In contrast, a Markov decision process explicitly incorporates a decision-maker. At each state, the decision-maker chooses an action from a set of available options. This chosen action influences both the immediate reward received and the probabilities of transitioning to subsequent states. Therefore, an MDP is essentially a controlled Markov chain, where the system's evolution is not just random but also guided by optimal choices made by an agent aiming to maximize cumulative rewards. The inclusion of actions and rewards makes MDPs prescriptive, focusing on finding an optimal control strategy, rather than merely descriptive.

FAQs

What is the primary goal of solving a Markov Decision Process?

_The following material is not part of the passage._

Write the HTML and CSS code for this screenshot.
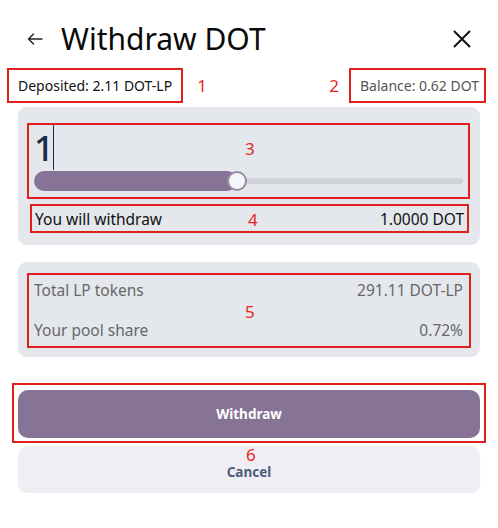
FILE: index.html
```html
<!DOCTYPE html>
<html>
<head>
<meta charset="utf-8">
<link rel="stylesheet" href="styles.css">
</head>
<body>
<div class="page">
  <header class="header">
    <svg class="back" width="16" height="12" viewBox="0 0 16 12"><path d="M15 6H1.5M6.5 1L1.5 6l5 5" fill="none" stroke="#222" stroke-width="1.4" stroke-linecap="round" stroke-linejoin="round"/></svg>
    <h1 class="title">Withdraw DOT</h1>
    <svg class="close" width="20" height="20" viewBox="0 0 20 20"><path d="M2 2L18 18M18 2L2 18" fill="none" stroke="#111" stroke-width="2"/></svg>
  </header>

  <div class="toprow">
    <div class="mark deposited">Deposited: 2.11 DOT-LP</div>
    <span class="num num-inline n1">1</span>
    <span class="spacer"></span>
    <span class="num num-inline n2">2</span>
    <div class="mark balance">Balance: 0.62 DOT</div>
  </div>

  <section class="card card-input">
    <div class="mark box3">
      <div class="amount"><span class="amount-val">1</span><span class="caret"></span></div>
      <div class="slider">
        <div class="fill" style="width:203px"></div>
        <div class="rest"></div>
        <div class="thumb" style="left:193px"></div>
      </div>
      <span class="num num-abs n3">3</span>
    </div>
    <div class="mark box4">
      <span>You will withdraw</span>
      <span>1.0000 DOT</span>
      <span class="num num-abs n4">4</span>
    </div>
  </section>

  <section class="card card-info">
    <div class="mark box5">
      <div class="row"><span>Total LP tokens</span><span>291.11 DOT-LP</span></div>
      <div class="row"><span>Your pool share</span><span>0.72%</span></div>
      <span class="num num-abs n5">5</span>
    </div>
  </section>

  <div class="mark box6">
    <button class="btn btn-primary">Withdraw</button>
    <span class="num num-abs n6">6</span>
  </div>
  <button class="btn btn-cancel">Cancel</button>
</div>
</body>
</html>
```

FILE: styles.css
```css
* { box-sizing: border-box; }
html, body { margin: 0; padding: 0; background: #fff; }
body {
  font-family: "Noto Sans", "Liberation Sans", sans-serif;
  color: #111;
  width: 498px;
}
.page { width: 498px; }

.header {
  display: flex;
  align-items: center;
  height: 38px;
  margin-top: 20px;
  padding: 0 26px 0 27px;
}
.back { flex: none; }
.title {
  margin: 0 0 0 18px;
  font-size: 30px;
  font-weight: 400;
  line-height: 38px;
  color: #0a0a0a;
  flex: 1;
}
.close { flex: none; }

.mark { border: 2px solid #e0201b; position: relative; }

.toprow {
  display: flex;
  align-items: center;
  margin-top: 10px;
  padding: 0 12px 0 7px;
  height: 35px;
}
.deposited, .balance {
  height: 35px;
  display: flex;
  align-items: center;
  font-size: 14px;
}
.deposited { padding: 0 9px 0 9px; color: #111; }
.balance { padding: 0 5px 0 9px; color: #555; }
.spacer { flex: 1; }

.num {
  color: #e8281e;
  font-size: 17px;
  line-height: 20px;
}
.n1 { margin-left: 14px; }
.n2 { margin-right: 10px; }
.num-abs { position: absolute; left: 216px; }
.n3 { top: 14px; }
.n4 { top: 4px; }
.n5 { top: 27px; }
.n6 { top: 61px; left: 232px; line-height: 17px; }

.card {
  background: #e4e7ec;
  border-radius: 9px;
  margin: 0 18px;
}
.card-input { margin-top: 4px; padding: 16px 10px 12px 9px; height: 138px; }

.box3 { height: 76px; padding: 0 5px; }
.amount { display: flex; height: 46px; align-items: flex-start; }
.amount-val {
  font-size: 35px;
  font-weight: 500;
  line-height: 46px;
  color: #1b2b4b;
  letter-spacing: -2px;
}
.caret { width: 1px; height: 45px; background: #1b2b4b; margin-left: 1px; }

.slider {
  position: relative;
  display: flex;
  align-items: center;
  height: 20px;
}
.fill { height: 20px; border-radius: 10px; background: #877396; flex: none; }
.rest { flex: 1; height: 6px; border-radius: 3px; background: #cfd2d8; margin-left: -4px; }
.thumb {
  position: absolute;
  top: 0;
  width: 20px;
  height: 20px;
  border-radius: 50%;
  background: #f3f6fa;
  border: 2px solid #9a8aa6;
}

.box4 {
  margin: 5px 1px 0 3px;
  height: 29px;
  display: flex;
  justify-content: space-between;
  align-items: center;
  padding: 0 3px 0 3px;
  font-size: 15.5px;
  color: #111;
}

.card-info { margin-top: 17px; padding: 11px 9px 9px 9px; height: 95px; }
.box5 {
  height: 75px;
  padding: 5px 6px 0 5px;
  display: flex;
  flex-direction: column;
  gap: 20px;
  color: #676767;
  font-size: 15.5px;
}
.row { display: flex; justify-content: space-between; height: 20px; line-height: 20px; align-items: center; }

.box6 {
  margin: 26px 12px 0 12px;
  height: 60px;
  padding: 5px 4px 3px 4px;
}
.btn {
  display: block;
  width: 100%;
  border: 0;
  border-radius: 10px;
  font-family: inherit;
  font-weight: 700;
  font-size: 13.5px;
  cursor: pointer;
}
.btn-primary { height: 48px; background: #877396; color: #fff; }
.btn-cancel {
  width: 462px;
  margin: 3px 18px 0 18px;
  height: 47px;
  padding-top: 5px;
  line-height: 16px;
  background: #f0eef4;
  color: #4b5d7c;
  box-shadow: 0 1px 2px rgba(0,0,0,0.04);
}
```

The primary goal of solving a Markov decision process is to find an optimal policy. This policy specifies the best action to take in every possible state of the system to maximize the total expected cumulative rewards over a given time horizon.

How does the "Markov" property simplify the problem?

The "Markov" property simplifies the problem by stating that the future evolution of the system depends only on its current state and the chosen action, not on the entire history of how the system arrived at that state. This allows for breaking down complex sequential decision problems into smaller, more manageable subproblems, which can be solved using recursive methods like the Bellman equation.

Can Markov Decision Processes handle continuous variables?

Traditional Markov decision processes often deal with discrete states and actions. However, extensions exist that allow for continuous state spaces and/or continuous action spaces. Solving these continuous MDPs often requires advanced mathematical techniques, such as approximation methods or stochastic optimal control theory, due to the increased complexity.